Monday, May. 21, 1934
Tracts, Bibles
"GOOD NEWS FOR YOU! GOD LOVES YOU!"
"MUSTARD-SEED FAITH." "INFIDELITY'S WORK, A True
Story."
"THE SWEARER'S PRAYER. . . .
Swearer, this is thy prayer. Oh, dreadful imprecation! Oh horrible, most horrible! . . . Oh, let thine oaths be turned into supplications! . . ."

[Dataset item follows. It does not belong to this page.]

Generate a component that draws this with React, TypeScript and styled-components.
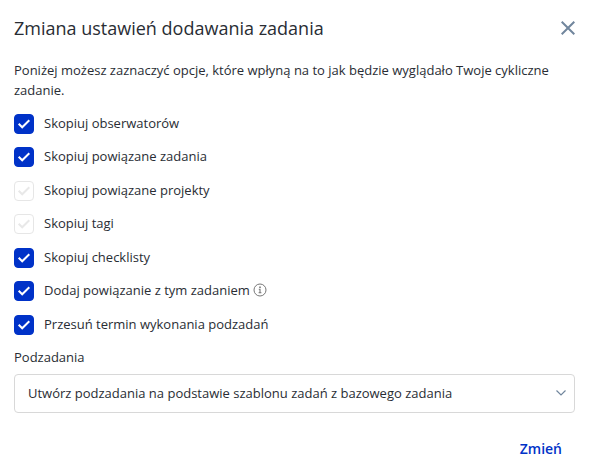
import React, { useState } from "react";
import styled, { createGlobalStyle } from "styled-components";

const GlobalStyle = createGlobalStyle`
  *, *::before, *::after { box-sizing: border-box; }
  body {
    margin: 0;
    background: #fff;
    color: #292d34;
    font: 13px/20px "Open Sans", sans-serif;
  }
  button, select, input { font: inherit; color: inherit; }
`;

const Dialog = styled.form`
  padding: 14px 17px 14px 14px;
`;

const Header = styled.header`
  display: flex;
  align-items: center;
  justify-content: space-between;
`;

const Title = styled.h1`
  margin: 0;
  font-size: 18px;
  line-height: 28px;
  font-weight: 400;
`;

const CloseButton = styled.button`
  display: flex;
  padding: 0;
  border: 0;
  background: none;
  color: #71869d;
  cursor: pointer;
`;

const Intro = styled.p`
  margin: 18px 0 14px;
`;

const OptionList = styled.ul`
  display: grid;
  grid-auto-rows: 33px 34px;
  margin: 0;
  padding: 0;
  list-style: none;
`;

const Option = styled.li`
  display: flex;
  align-items: flex-start;
`;

const OptionLabel = styled.label`
  display: flex;
  align-items: flex-start;
  gap: 10px;
  line-height: 18px;
`;

const CheckFrame = styled.span`
  display: grid;
  > * { grid-area: 1 / 1; }
`;

const CheckInput = styled.input`
  appearance: none;
  width: 20px;
  height: 20px;
  margin: 0;
  border: 1px solid #e6e6e6;
  border-radius: 4px;
  background: #fff;
  &:checked { border-color: #0032c8; background: #0032c8; }
`;

const CheckMark = styled.svg<{ $on: boolean }>`
  place-self: center;
  color: ${(p) => (p.$on ? "#fff" : "#e8e8e8")};
  pointer-events: none;
`;

const InfoIcon = styled.svg`
  margin: 2px 0 0 3px;
  color: #777;
`;

const FieldLabel = styled.label`
  display: block;
  margin-bottom: 8px;
  line-height: 18px;
`;

const SelectFrame = styled.div`
  display: grid;
  align-items: center;
  > * { grid-area: 1 / 1; }
`;

const Select = styled.select`
  appearance: none;
  width: 100%;
  height: 39px;
  padding: 0 32px 2px 13px;
  border: 1px solid #d8d8d8;
  border-radius: 4px;
  background: #fff;
`;

const Chevron = styled.svg`
  justify-self: end;
  margin: 0 8px 2px 0;
  color: #71869d;
  pointer-events: none;
`;

const Footer = styled.footer`
  display: flex;
  justify-content: flex-end;
  margin-top: 26px;
  padding-right: 13px;
`;

const SubmitButton = styled.button`
  padding: 0;
  border: 0;
  background: none;
  color: #0032c8;
  font-size: 14px;
  font-weight: 600;
  line-height: 20px;
  cursor: pointer;
`;

const options = [
  { label: "Skopiuj obserwatorów", on: true },
  { label: "Skopiuj powiązane zadania", on: true },
  { label: "Skopiuj powiązane projekty", on: false },
  { label: "Skopiuj tagi", on: false },
  { label: "Skopiuj checklisty", on: true },
  { label: "Dodaj powiązanie z tym zadaniem", on: true, info: true },
  { label: "Przesuń termin wykonania podzadań", on: true },
];

function CheckOption({ label, on, info }: { label: string; on: boolean; info?: boolean }) {
  const [checked, setChecked] = useState(on);
  return (
    <Option>
      <OptionLabel>
        <CheckFrame>
          <CheckInput type="checkbox" checked={checked} onChange={(e) => setChecked(e.target.checked)} />
          <CheckMark $on={checked} width="20" height="20" viewBox="0 0 20 20" fill="none" stroke="currentColor" strokeWidth="2" aria-hidden>
            <path d="M4.700 9.800 8.200 13.300 15.300 6.200" />
          </CheckMark>
        </CheckFrame>
        {label}
      </OptionLabel>
      {info && (
        <InfoIcon width="14" height="14" viewBox="0 0 14 14" fill="none" stroke="currentColor" aria-hidden>
          <circle cx="7" cy="7" r="6" />
          <path d="M6.200 4.300h1.600" strokeWidth="1.400" />
          <path d="M5.800 6.300H7v3.400M5.600 9.700h2.800" strokeWidth="1.100" />
        </InfoIcon>
      )}
    </Option>
  );
}

export default function App() {
  return (
    <>
      <GlobalStyle />
      <Dialog onSubmit={(e) => e.preventDefault()}>
        <Header>
          <Title>Zmiana ustawień dodawania zadania</Title>
          <CloseButton type="button" aria-label="Zamknij">
            <svg width="14" height="14" viewBox="0 0 14 14" fill="none" stroke="currentColor" strokeWidth="2">
              <path d="M.7.7l12.600 12.600M13.300.7.7 13.300" />
            </svg>
          </CloseButton>
        </Header>
        <Intro>
          Poniżej możesz zaznaczyć opcje, które wpłyną na to jak będzie wyglądało Twoje cykliczne zadanie.
        </Intro>
        <OptionList>
          {options.map((o) => <CheckOption key={o.label} {...o} />)}
        </OptionList>
        <FieldLabel htmlFor="subtasks">Podzadania</FieldLabel>
        <SelectFrame>
          <Select id="subtasks">
            <option>Utwórz podzadania na podstawie szablonu zadań z bazowego zadania</option>
          </Select>
          <Chevron width="12" height="12" viewBox="0 0 12 12" fill="none" stroke="currentColor" strokeWidth="1.200" aria-hidden>
            <path d="M1.500 3.500 6 8l4.500-4.500" />
          </Chevron>
        </SelectFrame>
        <Footer>
          <SubmitButton type="submit">Zmień</SubmitButton>
        </Footer>
      </Dialog>
    </>
  );
}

Such pious words, on little leaflets and pamphlets, are the stock in trade of the American Tract Society, an interdenominational, evangelical body founded 109 years ago. Meeting last week in Manhattan, the Society announced that during the year past it distributed 5,889,103 pieces of Christian literature in 25 languages, a gain of 369,277 items over the year before. Since its foundation the Society has distributed 855,000,000 tracts in 181 languages. Its missionaries have visited 2,500,000 homes, conducted 650,000 religious meetings throughout the world. The Society works not in competition with ministers but among the unchurched. in what it calls "No Man's Land." At Ellis Island and other points of debarkation, "colporteurs" (distributors) for the Society hand tracts to immigrants in their native languages. Tracts go to the unemployed, to sailors, to inhabitants of lumber camps, CCC camps, prisons, hospitals and "religiously neglected areas . . . especially among the Mormons."
Last week the Society re-elected its general secretary, Rev. Dr. William Henry Matthews, and its second vice president, plain, plump Mrs. Finley Johnson (Helen Gould) Shepard, famed for her riches and good works.
Last week the American Bible Society held its 118th annual meeting, in Bible House. Manhattan. During the year it distributed 7,800,766 Bibles, Testaments and scriptural excerpts in 155 languages and dialects. Though this total was 266,390 fewer than the year before, the distribution of whole Bibles increased 78,597 or 50%. The Society's income jumped from $582,865.15 in 1932 to $752,275.90 in 1933.